Your task
Will you output the entries below exactly, skipping every image they contain?

[Dataset excerpt]

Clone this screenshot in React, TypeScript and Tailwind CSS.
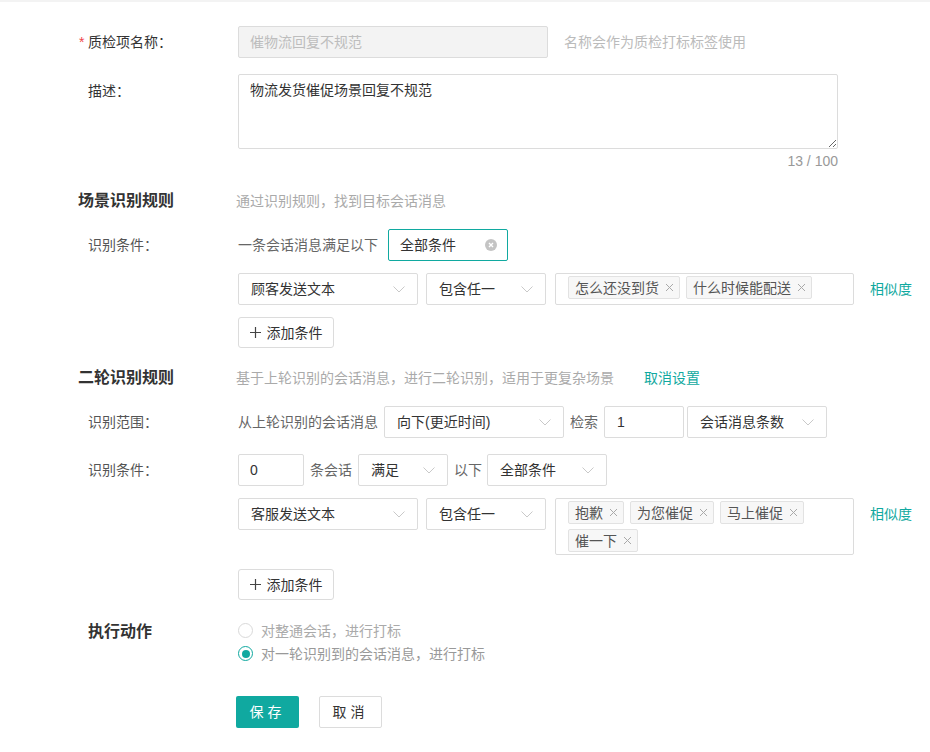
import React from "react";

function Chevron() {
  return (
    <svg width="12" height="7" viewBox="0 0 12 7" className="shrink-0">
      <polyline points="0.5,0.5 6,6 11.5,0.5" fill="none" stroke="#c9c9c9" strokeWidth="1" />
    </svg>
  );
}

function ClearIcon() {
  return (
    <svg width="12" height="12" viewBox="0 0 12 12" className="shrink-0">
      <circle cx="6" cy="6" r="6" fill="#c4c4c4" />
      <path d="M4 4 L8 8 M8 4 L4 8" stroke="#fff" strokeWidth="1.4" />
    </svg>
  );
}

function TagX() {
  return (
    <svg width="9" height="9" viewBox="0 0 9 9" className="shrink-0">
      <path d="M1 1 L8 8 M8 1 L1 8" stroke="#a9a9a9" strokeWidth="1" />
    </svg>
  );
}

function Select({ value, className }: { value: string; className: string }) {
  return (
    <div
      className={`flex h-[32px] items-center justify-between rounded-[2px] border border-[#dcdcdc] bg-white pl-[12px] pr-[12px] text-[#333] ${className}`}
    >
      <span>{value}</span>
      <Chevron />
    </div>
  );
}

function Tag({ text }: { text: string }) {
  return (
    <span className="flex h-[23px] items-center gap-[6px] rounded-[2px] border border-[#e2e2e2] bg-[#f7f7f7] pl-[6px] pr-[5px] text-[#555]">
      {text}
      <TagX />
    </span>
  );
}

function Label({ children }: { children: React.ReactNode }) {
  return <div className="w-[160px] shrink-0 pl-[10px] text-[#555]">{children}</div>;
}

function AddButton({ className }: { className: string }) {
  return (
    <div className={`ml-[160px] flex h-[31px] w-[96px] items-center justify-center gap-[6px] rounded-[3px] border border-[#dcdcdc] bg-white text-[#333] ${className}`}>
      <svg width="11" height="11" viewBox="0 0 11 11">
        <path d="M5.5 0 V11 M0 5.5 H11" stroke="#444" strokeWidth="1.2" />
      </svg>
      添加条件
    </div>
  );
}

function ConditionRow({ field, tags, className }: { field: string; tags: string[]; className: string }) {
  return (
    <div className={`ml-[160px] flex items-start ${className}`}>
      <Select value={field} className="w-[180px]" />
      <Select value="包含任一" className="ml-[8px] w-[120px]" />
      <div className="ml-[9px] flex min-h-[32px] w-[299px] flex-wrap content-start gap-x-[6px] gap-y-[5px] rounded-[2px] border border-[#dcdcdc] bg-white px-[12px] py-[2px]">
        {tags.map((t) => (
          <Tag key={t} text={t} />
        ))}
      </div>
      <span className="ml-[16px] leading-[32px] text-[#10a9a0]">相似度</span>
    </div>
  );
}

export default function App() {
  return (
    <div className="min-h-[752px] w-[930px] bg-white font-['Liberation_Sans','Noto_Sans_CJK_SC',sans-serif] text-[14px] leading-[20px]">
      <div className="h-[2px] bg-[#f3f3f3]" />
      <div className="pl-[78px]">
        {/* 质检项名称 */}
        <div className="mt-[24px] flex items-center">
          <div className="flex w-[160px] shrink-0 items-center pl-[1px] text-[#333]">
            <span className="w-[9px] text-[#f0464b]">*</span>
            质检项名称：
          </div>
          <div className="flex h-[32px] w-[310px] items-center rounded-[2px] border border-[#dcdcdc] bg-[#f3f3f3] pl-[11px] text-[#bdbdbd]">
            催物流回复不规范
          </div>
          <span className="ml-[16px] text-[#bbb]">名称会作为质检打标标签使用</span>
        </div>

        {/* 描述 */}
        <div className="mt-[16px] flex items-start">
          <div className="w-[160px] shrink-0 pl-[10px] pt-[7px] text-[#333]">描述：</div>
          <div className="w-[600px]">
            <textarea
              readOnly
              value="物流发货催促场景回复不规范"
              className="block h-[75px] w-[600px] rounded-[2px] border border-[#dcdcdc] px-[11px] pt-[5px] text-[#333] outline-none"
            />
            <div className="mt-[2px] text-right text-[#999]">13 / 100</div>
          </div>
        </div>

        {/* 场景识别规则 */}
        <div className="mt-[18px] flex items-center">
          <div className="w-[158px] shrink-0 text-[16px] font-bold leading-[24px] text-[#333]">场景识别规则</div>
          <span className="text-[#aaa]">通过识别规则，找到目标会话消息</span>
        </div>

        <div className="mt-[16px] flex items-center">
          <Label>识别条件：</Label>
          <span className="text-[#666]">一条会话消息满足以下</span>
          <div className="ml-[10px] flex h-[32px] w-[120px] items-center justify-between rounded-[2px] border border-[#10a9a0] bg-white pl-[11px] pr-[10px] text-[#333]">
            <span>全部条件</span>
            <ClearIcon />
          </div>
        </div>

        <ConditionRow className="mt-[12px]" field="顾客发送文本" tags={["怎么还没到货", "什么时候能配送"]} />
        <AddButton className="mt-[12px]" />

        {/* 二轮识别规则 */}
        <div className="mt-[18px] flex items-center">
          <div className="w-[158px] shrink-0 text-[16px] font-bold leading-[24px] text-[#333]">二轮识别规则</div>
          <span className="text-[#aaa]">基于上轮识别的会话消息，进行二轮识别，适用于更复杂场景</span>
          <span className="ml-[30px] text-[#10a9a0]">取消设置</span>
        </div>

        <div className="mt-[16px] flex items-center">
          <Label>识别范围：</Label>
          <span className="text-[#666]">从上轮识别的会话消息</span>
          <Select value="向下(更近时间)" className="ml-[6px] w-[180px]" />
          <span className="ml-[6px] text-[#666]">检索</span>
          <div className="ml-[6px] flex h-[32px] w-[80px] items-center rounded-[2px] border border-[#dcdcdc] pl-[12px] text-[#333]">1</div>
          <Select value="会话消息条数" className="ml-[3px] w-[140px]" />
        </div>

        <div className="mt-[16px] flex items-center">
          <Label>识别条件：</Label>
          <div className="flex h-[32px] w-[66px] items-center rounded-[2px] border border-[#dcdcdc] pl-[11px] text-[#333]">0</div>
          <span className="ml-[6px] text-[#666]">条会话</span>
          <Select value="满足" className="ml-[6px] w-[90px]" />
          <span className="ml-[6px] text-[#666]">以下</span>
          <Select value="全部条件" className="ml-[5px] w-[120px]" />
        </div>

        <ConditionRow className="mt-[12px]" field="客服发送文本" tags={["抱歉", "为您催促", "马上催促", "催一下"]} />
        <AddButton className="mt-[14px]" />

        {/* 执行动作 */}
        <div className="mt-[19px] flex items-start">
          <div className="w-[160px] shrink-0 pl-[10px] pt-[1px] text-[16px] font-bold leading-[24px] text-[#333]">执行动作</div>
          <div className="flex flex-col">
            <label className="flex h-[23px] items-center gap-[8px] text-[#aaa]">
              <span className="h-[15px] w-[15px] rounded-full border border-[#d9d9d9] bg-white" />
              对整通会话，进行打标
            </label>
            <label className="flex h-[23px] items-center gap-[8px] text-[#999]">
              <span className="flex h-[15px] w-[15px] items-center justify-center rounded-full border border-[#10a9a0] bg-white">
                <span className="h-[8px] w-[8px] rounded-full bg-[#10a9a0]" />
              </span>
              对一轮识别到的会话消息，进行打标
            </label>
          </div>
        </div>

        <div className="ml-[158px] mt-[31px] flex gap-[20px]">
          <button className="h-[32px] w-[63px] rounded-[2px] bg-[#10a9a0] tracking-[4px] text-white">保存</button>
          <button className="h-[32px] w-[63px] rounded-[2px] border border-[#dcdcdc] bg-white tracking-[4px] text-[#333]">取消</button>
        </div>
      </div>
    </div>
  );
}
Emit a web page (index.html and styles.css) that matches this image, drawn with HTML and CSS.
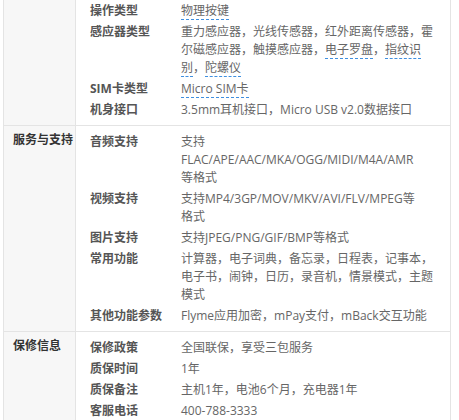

Worked answer
Clone this screenshot in React, TypeScript and Tailwind CSS.
import React from "react";

function Chevron() {
  return (
    <svg width="12" height="7" viewBox="0 0 12 7" className="shrink-0">
      <polyline points="0.5,0.5 6,6 11.5,0.5" fill="none" stroke="#c9c9c9" strokeWidth="1" />
    </svg>
  );
}

function ClearIcon() {
  return (
    <svg width="12" height="12" viewBox="0 0 12 12" className="shrink-0">
      <circle cx="6" cy="6" r="6" fill="#c4c4c4" />
      <path d="M4 4 L8 8 M8 4 L4 8" stroke="#fff" strokeWidth="1.4" />
    </svg>
  );
}

function TagX() {
  return (
    <svg width="9" height="9" viewBox="0 0 9 9" className="shrink-0">
      <path d="M1 1 L8 8 M8 1 L1 8" stroke="#a9a9a9" strokeWidth="1" />
    </svg>
  );
}

function Select({ value, className }: { value: string; className: string }) {
  return (
    <div
      className={`flex h-[32px] items-center justify-between rounded-[2px] border border-[#dcdcdc] bg-white pl-[12px] pr-[12px] text-[#333] ${className}`}
    >
      <span>{value}</span>
      <Chevron />
    </div>
  );
}

function Tag({ text }: { text: string }) {
  return (
    <span className="flex h-[23px] items-center gap-[6px] rounded-[2px] border border-[#e2e2e2] bg-[#f7f7f7] pl-[6px] pr-[5px] text-[#555]">
      {text}
      <TagX />
    </span>
  );
}

function Label({ children }: { children: React.ReactNode }) {
  return <div className="w-[160px] shrink-0 pl-[10px] text-[#555]">{children}</div>;
}

function AddButton({ className }: { className: string }) {
  return (
    <div className={`ml-[160px] flex h-[31px] w-[96px] items-center justify-center gap-[6px] rounded-[3px] border border-[#dcdcdc] bg-white text-[#333] ${className}`}>
      <svg width="11" height="11" viewBox="0 0 11 11">
        <path d="M5.5 0 V11 M0 5.5 H11" stroke="#444" strokeWidth="1.2" />
      </svg>
      添加条件
    </div>
  );
}

function ConditionRow({ field, tags, className }: { field: string; tags: string[]; className: string }) {
  return (
    <div className={`ml-[160px] flex items-start ${className}`}>
      <Select value={field} className="w-[180px]" />
      <Select value="包含任一" className="ml-[8px] w-[120px]" />
      <div className="ml-[9px] flex min-h-[32px] w-[299px] flex-wrap content-start gap-x-[6px] gap-y-[5px] rounded-[2px] border border-[#dcdcdc] bg-white px-[12px] py-[2px]">
        {tags.map((t) => (
          <Tag key={t} text={t} />
        ))}
      </div>
      <span className="ml-[16px] leading-[32px] text-[#10a9a0]">相似度</span>
    </div>
  );
}

export default function App() {
  return (
    <div className="min-h-[752px] w-[930px] bg-white font-['Liberation_Sans','Noto_Sans_CJK_SC',sans-serif] text-[14px] leading-[20px]">
      <div className="h-[2px] bg-[#f3f3f3]" />
      <div className="pl-[78px]">
        {/* 质检项名称 */}
        <div className="mt-[24px] flex items-center">
          <div className="flex w-[160px] shrink-0 items-center pl-[1px] text-[#333]">
            <span className="w-[9px] text-[#f0464b]">*</span>
            质检项名称：
          </div>
          <div className="flex h-[32px] w-[310px] items-center rounded-[2px] border border-[#dcdcdc] bg-[#f3f3f3] pl-[11px] text-[#bdbdbd]">
            催物流回复不规范
          </div>
          <span className="ml-[16px] text-[#bbb]">名称会作为质检打标标签使用</span>
        </div>

        {/* 描述 */}
        <div className="mt-[16px] flex items-start">
          <div className="w-[160px] shrink-0 pl-[10px] pt-[7px] text-[#333]">描述：</div>
          <div className="w-[600px]">
            <textarea
              readOnly
              value="物流发货催促场景回复不规范"
              className="block h-[75px] w-[600px] rounded-[2px] border border-[#dcdcdc] px-[11px] pt-[5px] text-[#333] outline-none"
            />
            <div className="mt-[2px] text-right text-[#999]">13 / 100</div>
          </div>
        </div>

        {/* 场景识别规则 */}
        <div className="mt-[18px] flex items-center">
          <div className="w-[158px] shrink-0 text-[16px] font-bold leading-[24px] text-[#333]">场景识别规则</div>
          <span className="text-[#aaa]">通过识别规则，找到目标会话消息</span>
        </div>

        <div className="mt-[16px] flex items-center">
          <Label>识别条件：</Label>
          <span className="text-[#666]">一条会话消息满足以下</span>
          <div className="ml-[10px] flex h-[32px] w-[120px] items-center justify-between rounded-[2px] border border-[#10a9a0] bg-white pl-[11px] pr-[10px] text-[#333]">
            <span>全部条件</span>
            <ClearIcon />
          </div>
        </div>

        <ConditionRow className="mt-[12px]" field="顾客发送文本" tags={["怎么还没到货", "什么时候能配送"]} />
        <AddButton className="mt-[12px]" />

        {/* 二轮识别规则 */}
        <div className="mt-[18px] flex items-center">
          <div className="w-[158px] shrink-0 text-[16px] font-bold leading-[24px] text-[#333]">二轮识别规则</div>
          <span className="text-[#aaa]">基于上轮识别的会话消息，进行二轮识别，适用于更复杂场景</span>
          <span className="ml-[30px] text-[#10a9a0]">取消设置</span>
        </div>

        <div className="mt-[16px] flex items-center">
          <Label>识别范围：</Label>
          <span className="text-[#666]">从上轮识别的会话消息</span>
          <Select value="向下(更近时间)" className="ml-[6px] w-[180px]" />
          <span className="ml-[6px] text-[#666]">检索</span>
          <div className="ml-[6px] flex h-[32px] w-[80px] items-center rounded-[2px] border border-[#dcdcdc] pl-[12px] text-[#333]">1</div>
          <Select value="会话消息条数" className="ml-[3px] w-[140px]" />
        </div>

        <div className="mt-[16px] flex items-center">
          <Label>识别条件：</Label>
          <div className="flex h-[32px] w-[66px] items-center rounded-[2px] border border-[#dcdcdc] pl-[11px] text-[#333]">0</div>
          <span className="ml-[6px] text-[#666]">条会话</span>
          <Select value="满足" className="ml-[6px] w-[90px]" />
          <span className="ml-[6px] text-[#666]">以下</span>
          <Select value="全部条件" className="ml-[5px] w-[120px]" />
        </div>

        <ConditionRow className="mt-[12px]" field="客服发送文本" tags={["抱歉", "为您催促", "马上催促", "催一下"]} />
        <AddButton className="mt-[14px]" />

        {/* 执行动作 */}
        <div className="mt-[19px] flex items-start">
          <div className="w-[160px] shrink-0 pl-[10px] pt-[1px] text-[16px] font-bold leading-[24px] text-[#333]">执行动作</div>
          <div className="flex flex-col">
            <label className="flex h-[23px] items-center gap-[8px] text-[#aaa]">
              <span className="h-[15px] w-[15px] rounded-full border border-[#d9d9d9] bg-white" />
              对整通会话，进行打标
            </label>
            <label className="flex h-[23px] items-center gap-[8px] text-[#999]">
              <span className="flex h-[15px] w-[15px] items-center justify-center rounded-full border border-[#10a9a0] bg-white">
                <span className="h-[8px] w-[8px] rounded-full bg-[#10a9a0]" />
              </span>
              对一轮识别到的会话消息，进行打标
            </label>
          </div>
        </div>

        <div className="ml-[158px] mt-[31px] flex gap-[20px]">
          <button className="h-[32px] w-[63px] rounded-[2px] bg-[#10a9a0] tracking-[4px] text-white">保存</button>
          <button className="h-[32px] w-[63px] rounded-[2px] border border-[#dcdcdc] bg-white tracking-[4px] text-[#333]">取消</button>
        </div>
      </div>
    </div>
  );
}
Emit a web page (index.html and styles.css) that matches this image, drawn with HTML and CSS.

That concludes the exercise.